High Throughput Culturing of Coral Associated Microorganisms

Natascha Varona1, Raquel Peixoto1,2, Alexander J Hallock3, Guillaume Jopsin1, Maria Villancio-Wolter3, David Coil1 and Jonathan Eisen4, (1)University of California, Davis, Genome Center, Davis, CA, United States, (2)UFRJ Federal University of Rio de Janeiro, Rio De Janeiro, Brazil, (3)GALT Inc, San Carlos, CA, United States, (4)University of California, Davis, Department of Evolution and Ecology, Davis, CA, United States
Abstract:
The decline of coral reefs has led to an increasing search for strategies that could aid corals to cope with climate change and local impacts.
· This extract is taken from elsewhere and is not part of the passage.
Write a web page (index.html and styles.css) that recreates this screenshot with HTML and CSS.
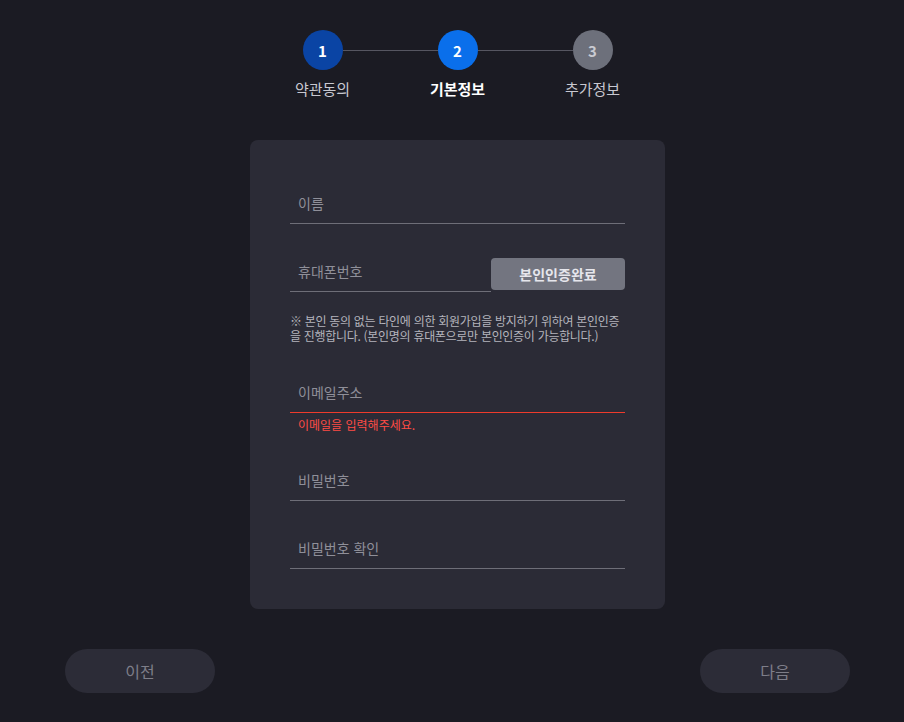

Although the permanent solution to protect corals is the reduction of CO2 emissions, there is also an urgent need for the development of approaches that can protect native populations while we deal with the current consequences of global warming. The use of probiotics has been recently shown to ameliorate bleaching and disease impacts on coral in laboratory trials and more research is being conducted in order to evaluate the safety and efficiency of such an approach in the field. However, despite promising results, this strategy relies on the manipulation of culturable microorganisms, which can represent only ~1% of the total microbes associated with environmental samples. Once these microbial isolates are obtained from coral samples, the putative beneficial ones are selected and tested as probiotics. That means that only a very small portion of the total coral microbiome is being accessed and tested as potential health promoters, due to methodological limitations and hurdles associated with microbial culturing. Therefore, we used a microfabricated array based, high-throughput system to grow hundreds of colonies in parallel to rapidly and efficiently isolate microbes from coral samples. A total of 1054 isolates were recovered from replicated Montipora digitata fragments and preliminarily identified by 16S rDNA sequencing. The commonly coral associated genera were isolated, such as Vibrio sp., Alteromonas sp., and Bacillus sp, as well as some representatives of bacteria rarely or not yet cultured from corals, such as Azomonas sp., Phyllobacterium sp. and Hydrobacter sp. The rare or not yet isolated cells were then selected and glycerol stocked for ongoing genome analysis and deeper investigation about their identity and potential use as beneficial microorganisms for corals (BMC). The results indicated that the use of this high throughput system can allow the quick acquisition of high numbers of microbial cultures obtained from coral samples, including new and rare isolates, as well as facilitate the screening for specific functional traits or taxonomic identity.